··· Data supplied ···

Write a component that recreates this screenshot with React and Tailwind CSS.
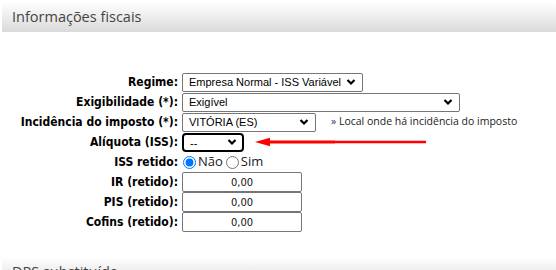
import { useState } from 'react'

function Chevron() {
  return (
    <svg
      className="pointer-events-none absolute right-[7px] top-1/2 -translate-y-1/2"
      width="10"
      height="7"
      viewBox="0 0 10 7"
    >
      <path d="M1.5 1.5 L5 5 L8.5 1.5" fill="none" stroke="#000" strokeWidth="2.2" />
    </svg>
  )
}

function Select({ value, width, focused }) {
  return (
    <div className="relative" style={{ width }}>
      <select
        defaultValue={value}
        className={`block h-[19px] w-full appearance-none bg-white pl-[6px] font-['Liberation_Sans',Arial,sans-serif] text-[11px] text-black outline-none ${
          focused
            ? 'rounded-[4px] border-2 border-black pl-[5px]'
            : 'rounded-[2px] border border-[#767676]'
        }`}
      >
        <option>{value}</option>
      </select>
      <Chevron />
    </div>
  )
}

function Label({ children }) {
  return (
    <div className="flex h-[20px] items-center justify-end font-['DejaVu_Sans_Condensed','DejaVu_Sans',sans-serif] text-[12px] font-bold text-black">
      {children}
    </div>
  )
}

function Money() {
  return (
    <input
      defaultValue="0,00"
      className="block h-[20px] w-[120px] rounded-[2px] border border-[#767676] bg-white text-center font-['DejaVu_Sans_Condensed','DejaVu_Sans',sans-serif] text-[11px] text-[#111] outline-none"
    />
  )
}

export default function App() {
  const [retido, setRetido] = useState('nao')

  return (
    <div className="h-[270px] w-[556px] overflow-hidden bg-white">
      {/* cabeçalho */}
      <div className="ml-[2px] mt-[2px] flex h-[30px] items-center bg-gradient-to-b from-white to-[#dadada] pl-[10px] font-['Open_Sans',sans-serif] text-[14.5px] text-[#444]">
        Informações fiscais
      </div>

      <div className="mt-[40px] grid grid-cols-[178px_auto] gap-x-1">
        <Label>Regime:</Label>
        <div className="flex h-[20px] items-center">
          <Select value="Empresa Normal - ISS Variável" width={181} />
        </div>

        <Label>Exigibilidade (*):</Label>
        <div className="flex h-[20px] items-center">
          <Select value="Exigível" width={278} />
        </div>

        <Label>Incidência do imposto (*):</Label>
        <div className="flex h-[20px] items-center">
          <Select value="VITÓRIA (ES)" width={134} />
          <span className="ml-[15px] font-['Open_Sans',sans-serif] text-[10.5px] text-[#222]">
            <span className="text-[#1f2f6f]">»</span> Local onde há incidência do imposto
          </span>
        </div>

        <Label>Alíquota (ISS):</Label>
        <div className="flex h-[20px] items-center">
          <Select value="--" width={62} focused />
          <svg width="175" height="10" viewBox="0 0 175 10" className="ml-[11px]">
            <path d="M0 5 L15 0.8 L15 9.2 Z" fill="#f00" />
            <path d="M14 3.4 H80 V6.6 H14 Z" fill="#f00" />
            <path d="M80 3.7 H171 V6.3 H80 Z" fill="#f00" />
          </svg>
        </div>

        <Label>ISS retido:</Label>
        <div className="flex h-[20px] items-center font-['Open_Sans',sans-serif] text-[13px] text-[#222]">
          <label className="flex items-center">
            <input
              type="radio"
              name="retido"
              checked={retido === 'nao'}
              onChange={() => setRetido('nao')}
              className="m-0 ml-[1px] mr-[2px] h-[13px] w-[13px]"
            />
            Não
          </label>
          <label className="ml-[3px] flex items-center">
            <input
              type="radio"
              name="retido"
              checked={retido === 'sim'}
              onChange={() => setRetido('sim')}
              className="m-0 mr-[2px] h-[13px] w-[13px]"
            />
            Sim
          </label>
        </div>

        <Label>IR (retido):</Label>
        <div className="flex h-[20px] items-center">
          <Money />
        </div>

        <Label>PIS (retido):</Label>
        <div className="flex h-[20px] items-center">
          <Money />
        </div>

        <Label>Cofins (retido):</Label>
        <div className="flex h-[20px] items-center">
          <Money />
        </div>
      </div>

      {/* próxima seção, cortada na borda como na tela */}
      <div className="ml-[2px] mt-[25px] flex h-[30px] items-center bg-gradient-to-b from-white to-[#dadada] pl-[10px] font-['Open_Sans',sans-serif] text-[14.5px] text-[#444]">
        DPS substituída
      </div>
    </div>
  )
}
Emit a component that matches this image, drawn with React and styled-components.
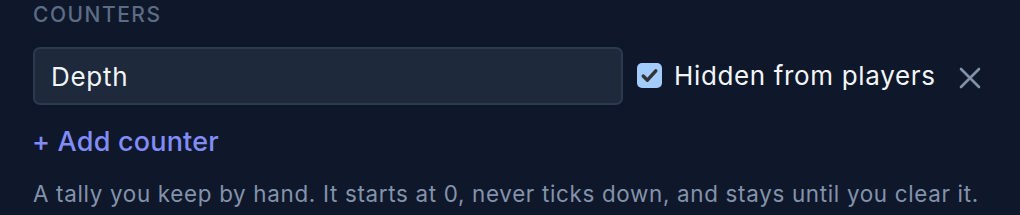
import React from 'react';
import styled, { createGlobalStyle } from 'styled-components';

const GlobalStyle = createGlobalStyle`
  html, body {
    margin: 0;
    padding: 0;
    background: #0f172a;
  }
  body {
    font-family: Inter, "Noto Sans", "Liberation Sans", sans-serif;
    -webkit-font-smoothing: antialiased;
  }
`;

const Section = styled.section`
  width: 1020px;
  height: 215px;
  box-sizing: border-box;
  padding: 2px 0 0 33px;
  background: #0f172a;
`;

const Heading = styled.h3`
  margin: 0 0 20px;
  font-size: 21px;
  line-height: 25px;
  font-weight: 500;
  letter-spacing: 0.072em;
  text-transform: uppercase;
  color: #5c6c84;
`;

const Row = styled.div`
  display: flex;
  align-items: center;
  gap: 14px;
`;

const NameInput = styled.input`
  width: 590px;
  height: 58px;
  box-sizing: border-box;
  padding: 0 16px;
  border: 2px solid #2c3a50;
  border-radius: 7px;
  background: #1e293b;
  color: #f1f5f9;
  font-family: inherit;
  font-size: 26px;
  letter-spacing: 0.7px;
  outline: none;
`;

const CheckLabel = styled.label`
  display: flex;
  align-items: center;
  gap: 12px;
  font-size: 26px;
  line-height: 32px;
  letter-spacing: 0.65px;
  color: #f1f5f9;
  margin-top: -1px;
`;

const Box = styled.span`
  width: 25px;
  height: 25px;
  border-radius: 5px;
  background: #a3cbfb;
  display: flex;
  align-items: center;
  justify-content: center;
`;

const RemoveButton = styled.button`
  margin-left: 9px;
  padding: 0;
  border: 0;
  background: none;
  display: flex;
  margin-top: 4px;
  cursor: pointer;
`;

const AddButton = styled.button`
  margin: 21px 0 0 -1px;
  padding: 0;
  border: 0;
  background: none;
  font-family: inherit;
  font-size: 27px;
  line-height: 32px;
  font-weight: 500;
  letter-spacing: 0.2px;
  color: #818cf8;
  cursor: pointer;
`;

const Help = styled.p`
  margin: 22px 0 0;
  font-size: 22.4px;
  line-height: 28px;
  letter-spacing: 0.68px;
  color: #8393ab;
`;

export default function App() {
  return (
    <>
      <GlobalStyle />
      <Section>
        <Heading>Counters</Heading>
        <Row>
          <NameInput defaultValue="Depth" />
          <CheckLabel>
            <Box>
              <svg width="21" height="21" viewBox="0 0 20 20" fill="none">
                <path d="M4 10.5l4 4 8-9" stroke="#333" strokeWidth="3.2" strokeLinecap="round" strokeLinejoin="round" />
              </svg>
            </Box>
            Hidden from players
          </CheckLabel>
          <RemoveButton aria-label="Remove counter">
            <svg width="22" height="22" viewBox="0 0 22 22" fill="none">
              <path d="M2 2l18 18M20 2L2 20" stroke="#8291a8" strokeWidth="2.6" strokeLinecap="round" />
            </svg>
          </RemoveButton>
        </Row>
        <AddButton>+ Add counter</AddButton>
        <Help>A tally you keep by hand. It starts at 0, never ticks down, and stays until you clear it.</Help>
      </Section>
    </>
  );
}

···

== What is needed ==
Starting at the top of the listing above, reproduce each line up to and including the one with "const [retido, setRetido] = useState('nao')"; omit the pictures.

== The solution ==
Write a component that recreates this screenshot with React and Tailwind CSS.
import { useState } from 'react'

function Chevron() {
  return (
    <svg
      className="pointer-events-none absolute right-[7px] top-1/2 -translate-y-1/2"
      width="10"
      height="7"
      viewBox="0 0 10 7"
    >
      <path d="M1.5 1.5 L5 5 L8.5 1.5" fill="none" stroke="#000" strokeWidth="2.2" />
    </svg>
  )
}

function Select({ value, width, focused }) {
  return (
    <div className="relative" style={{ width }}>
      <select
        defaultValue={value}
        className={`block h-[19px] w-full appearance-none bg-white pl-[6px] font-['Liberation_Sans',Arial,sans-serif] text-[11px] text-black outline-none ${
          focused
            ? 'rounded-[4px] border-2 border-black pl-[5px]'
            : 'rounded-[2px] border border-[#767676]'
        }`}
      >
        <option>{value}</option>
      </select>
      <Chevron />
    </div>
  )
}

function Label({ children }) {
  return (
    <div className="flex h-[20px] items-center justify-end font-['DejaVu_Sans_Condensed','DejaVu_Sans',sans-serif] text-[12px] font-bold text-black">
      {children}
    </div>
  )
}

function Money() {
  return (
    <input
      defaultValue="0,00"
      className="block h-[20px] w-[120px] rounded-[2px] border border-[#767676] bg-white text-center font-['DejaVu_Sans_Condensed','DejaVu_Sans',sans-serif] text-[11px] text-[#111] outline-none"
    />
  )
}

export default function App() {
  const [retido, setRetido] = useState('nao')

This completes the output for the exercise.